A program to reduce truancy in Fresno Unified School District is expected to be approved by Fresno County supervisors on Tuesday.
The program, which was supported by Fresno Unified School District trustees in August, already is underway, said Stephen Wright, an assistant Fresno County district attorney.
The 10-month program allows for appointment of a deputy district attorney at a cost of $143,884, paid for with a grant from Fresno Unified School District. The program includes employee training, meetings with parents and students, letters to families and prosecution, if necessary.
State records indicate that Fresno County had among the highest elementary school truancy rates in the state, with nearly 27 percent of students labeled as truant during the 2013-14 school year – a 5 percent increase from the prior year.
Under state law, students are considered truant if they have three unexcused absences or are at least 30 minutes tardy three times in a school year. A report last month by the state attorney general said that students who miss school are more likely to struggle academically and eventually drop out.
In Fresno Unified, nearly 42,500 students were considered truant during the 2013-14 school year – more than half of all students.
The state attorney general’s report said more than 230,000 elementary students in California missed 18 or more days of school last year.
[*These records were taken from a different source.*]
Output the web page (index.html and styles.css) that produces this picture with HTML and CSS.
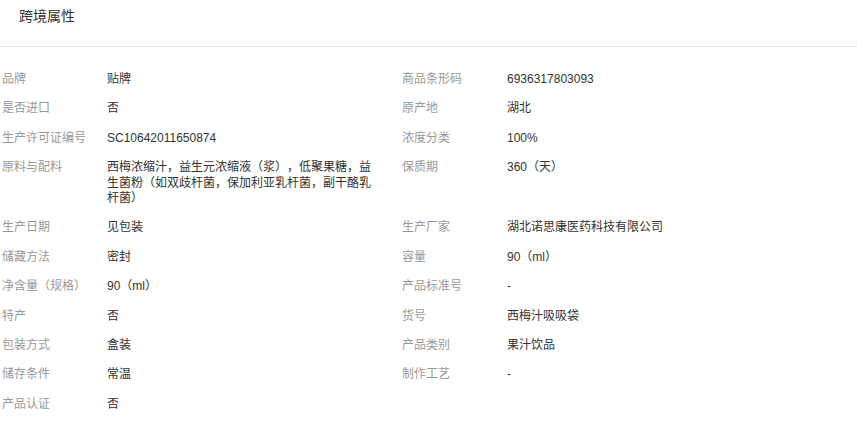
FILE: index.html
```html
<!DOCTYPE html>
<html lang="zh-CN">
<head>
<meta charset="utf-8">
<title>跨境属性</title>
<link rel="stylesheet" href="styles.css">
</head>
<body>
<section class="panel">
  <div class="panel-head">跨境属性</div>
  <div class="attr-grid">
    <div class="attr"><span class="attr-label">品牌</span><span class="attr-value">贴牌</span></div>
    <div class="attr"><span class="attr-label">商品条形码</span><span class="attr-value">6936317803093</span></div>
    <div class="attr"><span class="attr-label">是否进口</span><span class="attr-value">否</span></div>
    <div class="attr"><span class="attr-label">原产地</span><span class="attr-value">湖北</span></div>
    <div class="attr"><span class="attr-label">生产许可证编号</span><span class="attr-value">SC10642011650874</span></div>
    <div class="attr"><span class="attr-label">浓度分类</span><span class="attr-value">100%</span></div>
    <div class="attr"><span class="attr-label">原料与配料</span><span class="attr-value">西梅浓缩汁，益生元浓缩液（浆），低聚果糖，益生菌粉（如双歧杆菌，保加利亚乳杆菌，副干酪乳杆菌）</span></div>
    <div class="attr"><span class="attr-label">保质期</span><span class="attr-value">360（天）</span></div>
    <div class="attr"><span class="attr-label">生产日期</span><span class="attr-value">见包装</span></div>
    <div class="attr"><span class="attr-label">生产厂家</span><span class="attr-value">湖北诺思康医药科技有限公司</span></div>
    <div class="attr"><span class="attr-label">储藏方法</span><span class="attr-value">密封</span></div>
    <div class="attr"><span class="attr-label">容量</span><span class="attr-value">90（ml）</span></div>
    <div class="attr"><span class="attr-label">净含量（规格）</span><span class="attr-value">90（ml）</span></div>
    <div class="attr"><span class="attr-label">产品标准号</span><span class="attr-value">-</span></div>
    <div class="attr"><span class="attr-label">特产</span><span class="attr-value">否</span></div>
    <div class="attr"><span class="attr-label">货号</span><span class="attr-value">西梅汁吸吸袋</span></div>
    <div class="attr"><span class="attr-label">包装方式</span><span class="attr-value">盒装</span></div>
    <div class="attr"><span class="attr-label">产品类别</span><span class="attr-value">果汁饮品</span></div>
    <div class="attr"><span class="attr-label">储存条件</span><span class="attr-value">常温</span></div>
    <div class="attr"><span class="attr-label">制作工艺</span><span class="attr-value">-</span></div>
    <div class="attr"><span class="attr-label">产品认证</span><span class="attr-value">否</span></div>
  </div>
</section>
</body>
</html>
```

FILE: styles.css
```css
html, body {
  margin: 0;
  padding: 0;
  background: #fff;
}

body {
  font-family: "Liberation Sans", Arial, "Noto Sans CJK SC", sans-serif;
  font-size: 12px;
  color: #333;
  text-spacing-trim: space-all;
}

.panel-head {
  font-size: 14px;
  line-height: 20px;
  color: #333;
  padding: 6px 19px 20px;
  border-bottom: 1px solid #e8e8e8;
}

.attr-grid {
  display: grid;
  grid-template-columns: 400px 400px;
  padding-top: 18px;
}

.attr {
  display: flex;
  align-items: flex-start;
  padding: 7px 0 7px 2px;
  line-height: 15.4px;
}

.attr-label {
  flex: 0 0 105px;
  color: #999;
}

.attr-value {
  width: 270px;
  color: #333;
}
```
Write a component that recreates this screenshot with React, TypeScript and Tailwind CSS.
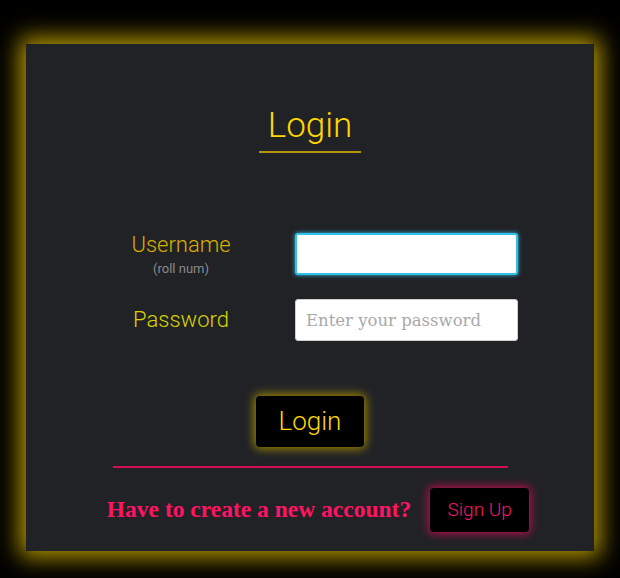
import React from "react";

function Field({ label, hint, placeholder, focused }: { label: string; hint?: string; placeholder?: string; focused?: boolean }) {
  return (
    <div className="flex items-center">
      <div className="w-[170px] flex flex-col items-center">
        <span className={`text-[22px] font-light leading-none ${hint ? "text-[#d9ae00]" : "text-[#d8d400]"}`}>{label}</span>
        {hint && <span className="text-[13px] text-[#8a8a8a] mt-[6px] leading-none">{hint}</span>}
      </div>
      <input
        className={`ml-[29px] w-[223px] h-[42px] rounded-[3px] bg-white px-[10px] text-[16.5px] outline-none text-black placeholder:text-[#a9a9a9] ${
          focused ? "border-2 border-[#33c0e8] shadow-[0_0_4px_#33c0e8]" : "border border-[#cfcfcf]"
        }`}
        style={{ fontFamily: '"DejaVu Serif", serif' }}
        placeholder={placeholder}
        autoFocus={focused}
      />
    </div>
  );
}

export default function App() {
  return (
    <div className="min-h-[578px] bg-black pt-[44px] px-[26px]" style={{ fontFamily: "Roboto, sans-serif" }}>
      <div className="h-[507px] bg-[#212226] shadow-[0_0_22px_6px_#b89a00] flex flex-col items-center pt-[60px]">
        <h1 className="text-[35px] font-light text-[#ffd700] leading-[43px] px-[9px] pb-[4px] border-b-2 border-[#b8960a]">Login</h1>

        <div className="self-start pl-[70px] mt-[80px] flex flex-col gap-[24px]">
          <Field label="Username" hint="(roll num)" focused />
          <Field label="Password" placeholder="Enter your password" />
        </div>

        <button className="mt-[55px] w-[108px] h-[51px] rounded-[4px] bg-black text-[26px] font-light text-[#ffd700] shadow-[0_0_10px_2px_#9c8600]">
          Login
        </button>

        <div className="mt-[19px] w-[395px] h-[2px] bg-[#d4104f]" />

        <div className="mt-[20px] ml-[16px] flex items-center gap-[19px]">
          <span className="text-[23.5px] font-bold text-[#ff1463]" style={{ fontFamily: '"Liberation Serif", serif' }}>
            Have to create a new account?
          </span>
          <button className="w-[99px] h-[44px] rounded-[4px] bg-black text-[19px] font-light text-[#ff1463] shadow-[0_0_8px_2px_#b0104a]">
            Sign Up
          </button>
        </div>
      </div>
    </div>
  );
}
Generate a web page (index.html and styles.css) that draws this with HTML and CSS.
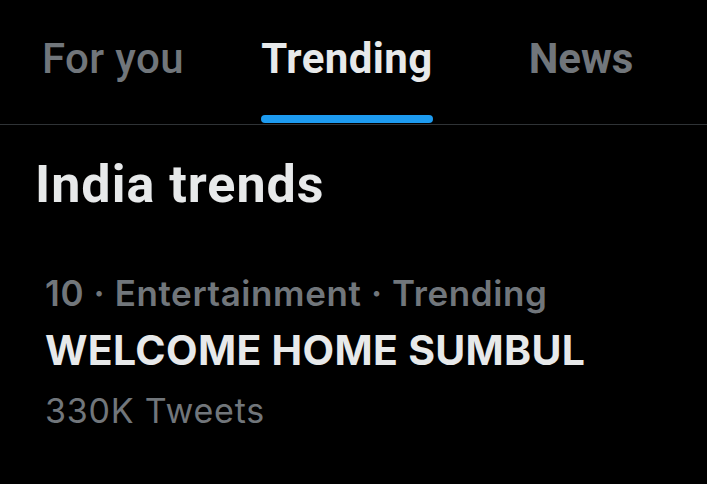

The report only tracks student attendance up to the fifth grade.
Early on, we will start with intervention by meeting with parents about the negative effects of your children not going to school.
Stephen Wright, assistant district attorney, Fresno County
The goal of the program is to alert parents to the dangers of truancy, such as juvenile crime and drug abuse.
“Early on, we will start with intervention by meeting with parents about the negative effects of your children not going to school,” Wright said.
If students continue to miss school, the alternatives are prosecution and arrest for parents and guardians.
“Hopefully,” he said, “it doesn’t get to that point.”
Supervisor Henry R. Perea said the program is a positive way for the county to partner with schools.
“We know schools can’t do it alone and we can’t do it alone,” he said. “Maybe working together, it will impact families in a positive way.”
A similar four-year truancy program that paid for a deputy district attorney ended in 2002.
Supervisors also will consider an agreement with the Fresno County Superintendent of Schools for the Truancy Intervention Program to reduce truancy in schools around the county. The superintendent of schools will provide $137,067 and the county will chip in $64,368 in state Juvenile Justice Crime Prevention Act funding for the program.
Raising cap on pot cases
In other matters, supervisors will consider increasing the financial cap for legal actions related to the supervisors’ ban on medical marijuana cultivation, which started in early 2014. Supervisors placed a $210,000 cap on legal expenses, but the cap will rise to $550,000 if supervisors approve a proposal on Tuesday.
The county already has paid $220,000 under the previously approved cap and owes another $135,000 to Best, Best & Krieger, the law firm retained for individual legal cases.
The county fines residents with medical marijuana at a rate of $1,000 per plant after sheriff’s deputies issue citations. The county has dismissed some cases while others are in Fresno County Superior Court or at some point in the legal process.